Bayt è una parola araba che significa “casa”. Nell’area del levante –Siria, Libano, Giordania ecc..- è usuale accostare la parola Bayt al proprio cognome quando ci si presenta. Il buon nome della famiglia, la sua reputazione è, ancora oggi, il biglietto di ingresso nella comunità locale dove si nasce e cresce.

Anthony Shadid, giornalista del New York Times, due volte Pulitzer, scomparso prematuramente in Siria all’età di 43 anni, nel suo libro La casa di pietra (da oggi in tutte le librerie per Add editore) ci lascia il testamento del suo personale viaggio alla ricerca della propria identità.
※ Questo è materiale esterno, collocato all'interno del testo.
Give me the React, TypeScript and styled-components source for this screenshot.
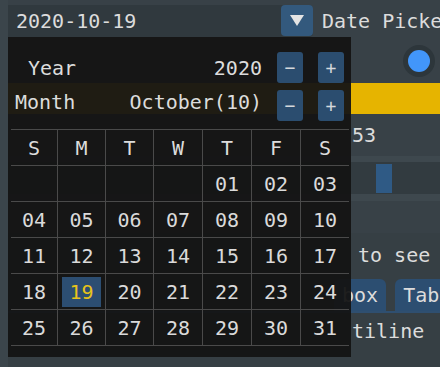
import React from 'react';
import styled, { createGlobalStyle } from 'styled-components';

const Global = createGlobalStyle`
  html, body {
    margin: 0;
    padding: 0;
    background: #394247;
  }
  body {
    font-family: "DejaVu Sans Mono", "Liberation Mono", monospace;
    font-size: 20px;
    color: #dcdcdc;
    overflow: hidden;
  }
`;

const Window = styled.div`
  position: relative;
  width: 440px;
  height: 367px;
  overflow: hidden;
  box-sizing: border-box;
  padding: 5px 0 0 8px;
  background: #3b454b;
  display: flex;
  flex-direction: column;
`;

const Content = styled.div`
  display: flex;
  flex-direction: column;
  flex: 1;
  background: #384147;
  margin-top: -5px;
  padding-top: 5px;
`;

const Row = styled.div<{ $h: number; $mt?: number; $pl?: number }>`
  display: flex;
  align-items: center;
  height: ${p => p.$h}px;
  margin-top: ${p => p.$mt ?? 0}px;
  padding-left: ${p => p.$pl ?? 0}px;
  white-space: nowrap;
  overflow: hidden;
`;

const Combo = styled.div`
  display: flex;
  flex-shrink: 0;
  width: 305px;
  height: 32px;
  background: #30393e;
  border-radius: 0 4px 4px 0;
`;

const ComboText = styled.div`
  flex: 1;
  padding-left: 8px;
  line-height: 32px;
`;

const ArrowButton = styled.div`
  width: 32px;
  height: 31px;
  background: #33597d;
  border-radius: 4px;
  display: flex;
  align-items: center;
  justify-content: center;
`;

const Label = styled.span<{ $ml?: number }>`
  margin-left: ${p => p.$ml ?? 0}px;
  flex-shrink: 0;
`;

const Radio = styled.div`
  margin-left: auto;
  margin-right: 5px;
  width: 32px;
  height: 32px;
  border-radius: 50%;
  background: #2d363b;
  display: flex;
  align-items: center;
  justify-content: center;
  &::after {
    content: '';
    width: 22px;
    height: 22px;
    border-radius: 50%;
    background: #4296fa;
  }
`;

const Bar = styled.div`
  height: 31px;
  margin-top: 6px;
  background: #e6b400;
`;

const SliderFrame = styled.div`
  height: 32px;
  margin-top: 6px;
  border-top: 6px solid #3e484e;
  border-bottom: 7px solid #3e484e;
  background: #323b40;
  display: flex;
  align-items: center;
  padding-left: 368px;
`;

const Grab = styled.div`
  width: 16px;
  height: 29px;
  background: #2f5a85;
`;

const Child = styled.div`
  margin-top: 32px;
  background: #363f44;
  display: flex;
  flex-direction: column;
  flex: 1;
`;

const TabBar = styled.div`
  display: flex;
  align-items: flex-end;
  gap: 9px;
  height: 32px;
  margin-top: 8px;
  padding-left: 326px;
  border-bottom: 2px solid #2f4f70;
  overflow: hidden;
`;

const Tab = styled.div`
  flex-shrink: 0;
  height: 32px;
  line-height: 32px;
  padding: 0 8px;
  background: #2c4e71;
  border-radius: 6px 6px 0 0;
`;

/* popup */

const Popup = styled.div`
  position: absolute;
  left: 8px;
  top: 37px;
  width: 343px;
  height: 320px;
  box-sizing: border-box;
  padding: 15px 7px 0 3px;
  background: rgba(20, 20, 20, 0.95);
  display: flex;
  flex-direction: column;
`;

const Stepper = styled.div<{ $mt?: number }>`
  display: grid;
  grid-template-columns: 1fr 26px 26px;
  column-gap: 15px;
  height: 31px;
  margin-top: ${p => p.$mt ?? 0}px;
  align-items: center;
`;

const StepLabel = styled.div<{ $pl: number; $dy?: number }>`
  display: flex;
  justify-content: space-between;
  padding-left: ${p => p.$pl}px;
  position: relative;
  top: ${p => p.$dy ?? 0}px;
  white-space: nowrap;
`;

const StepButton = styled.div`
  height: 31px;
  background: #2b4d6f;
  border-radius: 3px;
  display: flex;
  align-items: center;
  justify-content: center;
  font-size: 18px;
  color: #d4d8dc;
`;

const Table = styled.div`
  margin-top: 8px;
  display: grid;
  grid-template-columns: 46px 48px 48px 49px 49px 49px 49px;
  grid-auto-rows: 36px;
  width: 338px;
  border-bottom: 1px solid #4a4a4a;
`;

const Cell = styled.div<{ $first: boolean }>`
  border-top: 1px solid #4a4a4a;
  border-left: ${p => (p.$first ? 'none' : '1px solid #4a4a4a')};
  display: flex;
  align-items: center;
  justify-content: center;
`;

const Day = styled.span<{ $selected?: boolean }>`
  width: 39px;
  height: 30px;
  line-height: 30px;
  text-align: center;
  background: ${p => (p.$selected ? '#2c4e72' : 'transparent')};
  color: ${p => (p.$selected ? '#e8c31a' : '#dadada')};
`;

const heads = ['S', 'M', 'T', 'W', 'T', 'F', 'S'];

function buildDays(): string[] {
  const out: string[] = ['', '', '', ''];
  for (let d = 1; d <= 31; d++) out.push(String(d).padStart(2, '0'));
  return out;
}

function Step({ label, value, pl, mt, dy }: { label: string; value: string; pl: number; mt?: number; dy?: number }) {
  return (
    <Stepper $mt={mt}>
      <StepLabel $pl={pl} $dy={dy}>
        <span>{label}</span>
        <span>{value}</span>
      </StepLabel>
      <StepButton>−</StepButton>
      <StepButton>+</StepButton>
    </Stepper>
  );
}

export default function App() {
  const days = buildDays();
  return (
    <>
      <Global />
      <Window>
        <Content>
          <Row $h={32}>
            <Combo>
              <ComboText>2020-10-19</ComboText>
              <ArrowButton>
                <svg width="14" height="11" viewBox="0 0 14 11">
                  <polygon points="0,0 14,0 7,11" fill="#e4e4e4" />
                </svg>
              </ArrowButton>
            </Combo>
            <Label $ml={9}>Date Picker</Label>
          </Row>
          <Row $h={32} $mt={8}>
            <Radio />
          </Row>
          <Bar />
          <Row $h={30} $mt={6} $pl={344}>53</Row>
          <SliderFrame>
            <Grab />
          </SliderFrame>
          <Child>
            <Row $h={32} $mt={6} $pl={350}>to see</Row>
            <TabBar>
              <Tab>box</Tab>
              <Tab>Tab</Tab>
            </TabBar>
            <Row $h={32} $mt={2} $pl={344}>tiline</Row>
          </Child>
        </Content>

        <Popup>
          <Step label="Year" value="2020" pl={17} />
          <Step label="Month" value="October(10)" pl={4} mt={7} dy={-4} />
          <Table>
            {heads.map((h, i) => (
              <Cell key={'h' + i} $first={i === 0}>{h}</Cell>
            ))}
            {days.map((d, i) => (
              <Cell key={'d' + i} $first={i % 7 === 0}>
                <Day $selected={d === '19'}>{d}</Day>
              </Cell>
            ))}
          </Table>
        </Popup>
      </Window>
    </>
  );
}
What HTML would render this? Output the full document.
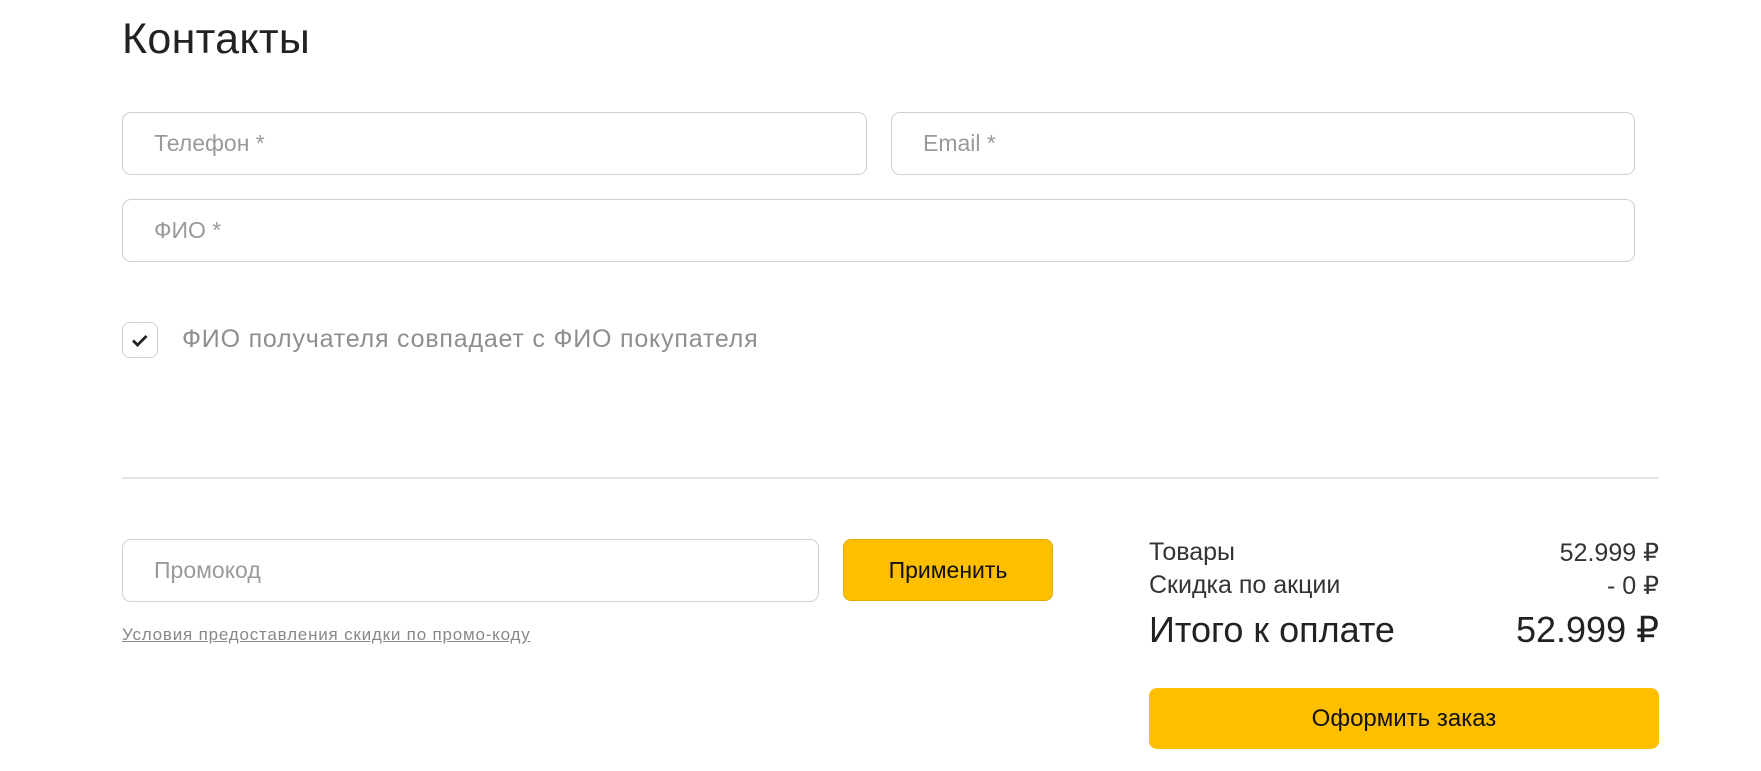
<!DOCTYPE html>
<html><head><meta charset="utf-8"><style>
*{box-sizing:border-box;margin:0;padding:0}
body{width:1761px;height:771px;background:#fff;font-family:"Liberation Sans",Arial,sans-serif;position:relative;overflow:hidden;color:#222}
.a{position:absolute}
.inp{position:absolute;border:1px solid #cfcfcf;border-radius:9px;background:#fff;color:#9a9a9a;font-size:23px;padding-left:31px;display:flex;align-items:center}
.btn{position:absolute;background:#fdbf00;border-radius:8px;display:flex;align-items:center;justify-content:center;color:#111;font-size:23px}
.row{position:absolute;left:1149px;width:510px;display:flex;justify-content:space-between;color:#333}
</style></head><body>
<div class="a" style="left:122px;top:15px;font-size:43px;color:#222;letter-spacing:0.3px">Контакты</div>
<div class="inp" style="left:122px;top:112px;width:745px;height:63px">Телефон *</div>
<div class="inp" style="left:891px;top:112px;width:744px;height:63px">Email *</div>
<div class="inp" style="left:122px;top:199px;width:1513px;height:63px">ФИО *</div>
<div class="a" style="left:122px;top:322px;width:36px;height:36px;border:1px solid #cfcfcf;border-radius:8px">
<svg width="34" height="34" viewBox="0 0 34 34"><path d="M10 17.5l4.5 4.5 9-9" fill="none" stroke="#222" stroke-width="2.8"/></svg></div>
<div class="a" style="left:182px;top:325px;font-size:25px;color:#8e8e8e;letter-spacing:0.8px">ФИО получателя совпадает с ФИО покупателя</div>
<div class="a" style="left:122px;top:477px;width:1537px;height:2px;background:#e6e6e6"></div>
<div class="inp" style="left:122px;top:539px;width:697px;height:63px">Промокод</div>
<div class="btn" style="left:843px;top:539px;width:210px;height:62px;border:1px solid #e0aa00">Применить</div>
<div class="a" style="left:122px;top:625px;font-size:17px;color:#888;text-decoration:underline;letter-spacing:0.8px">Условия предоставления скидки по промо-коду</div>
<div class="row" style="top:538px;font-size:25px"><span>Товары</span><span>52.999 ₽</span></div>
<div class="row" style="top:571px;font-size:25px"><span>Скидка по акции</span><span>- 0 ₽</span></div>
<div class="row" style="top:609px;font-size:36px;color:#222"><span>Итого к оплате</span><span>52.999 ₽</span></div>
<div class="btn" style="left:1149px;top:688px;width:510px;height:61px;font-size:24px">Оформить заказ</div>
</body></html>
La casa di pietraShadid ci accompagna nella riscoperta delle sue radici, partendo dalla casa di un suo antenato, Isber, nel villaggio natale della famiglia Shadid, Marjayoun. Anthony ha descritto in questo volume qualcosa che molti altri scrittori, nati e cresciuti in Libano, non sono riusciti a trasmettere attraverso le loro opere e cioè il rapporto degli abitanti con la vita. Anthony ha descritto, straordinariamente, tramite le sfumature della lingua araba, il rapporto che gli abitanti di Marjayoun hanno con la vita e le sue infinite tragedie .

C’è nel testo una continua, profonda, riflessione sul significato delle parole in arabo, dovuta all’attaccamento viscerale di Shadid alla sua, come ha scritto lui stesso, seconda lingua. L’arabo è una lingua che possiede una tale quantità di parole che ha la magica capacità di dare un nome, descrivere e esprimere qualsiasi cosa.

E’ proprio per questa sua caratteristica che essa è il cardine dell’identità delle popolazioni arabofone, anche se, come si è visto nella lunga storia araba, non è bastato a tenere unite le società. Anthony, infatti, ci descrive un Libano mutato, impegnato a ricercare nel tempo l’estrema appartenenza, a dividersi in comunità regionali e poi religiose. Ma il Libano non è stato sempre così. Lo ha dimostrato Hana Shadid, cristiano ortodosso e parente di Anthony, che molti anni prima, ogni venerdì, saliva sul minareto a fare il richiamo alla preghiera per i musulmani. Solo la riscoperta di una origine comune ci salva dalle divisioni. La casa di pietra, quella di Isber, rimane per Shadid l’unica certezza, perché “Nessuno ha sofferto la sventura di restare solo. Questa gente, la mia gente, ha vissuto insieme fin dal primo momento. La comunità è tutto. La casa è tutto. Se hai perso te stesso”.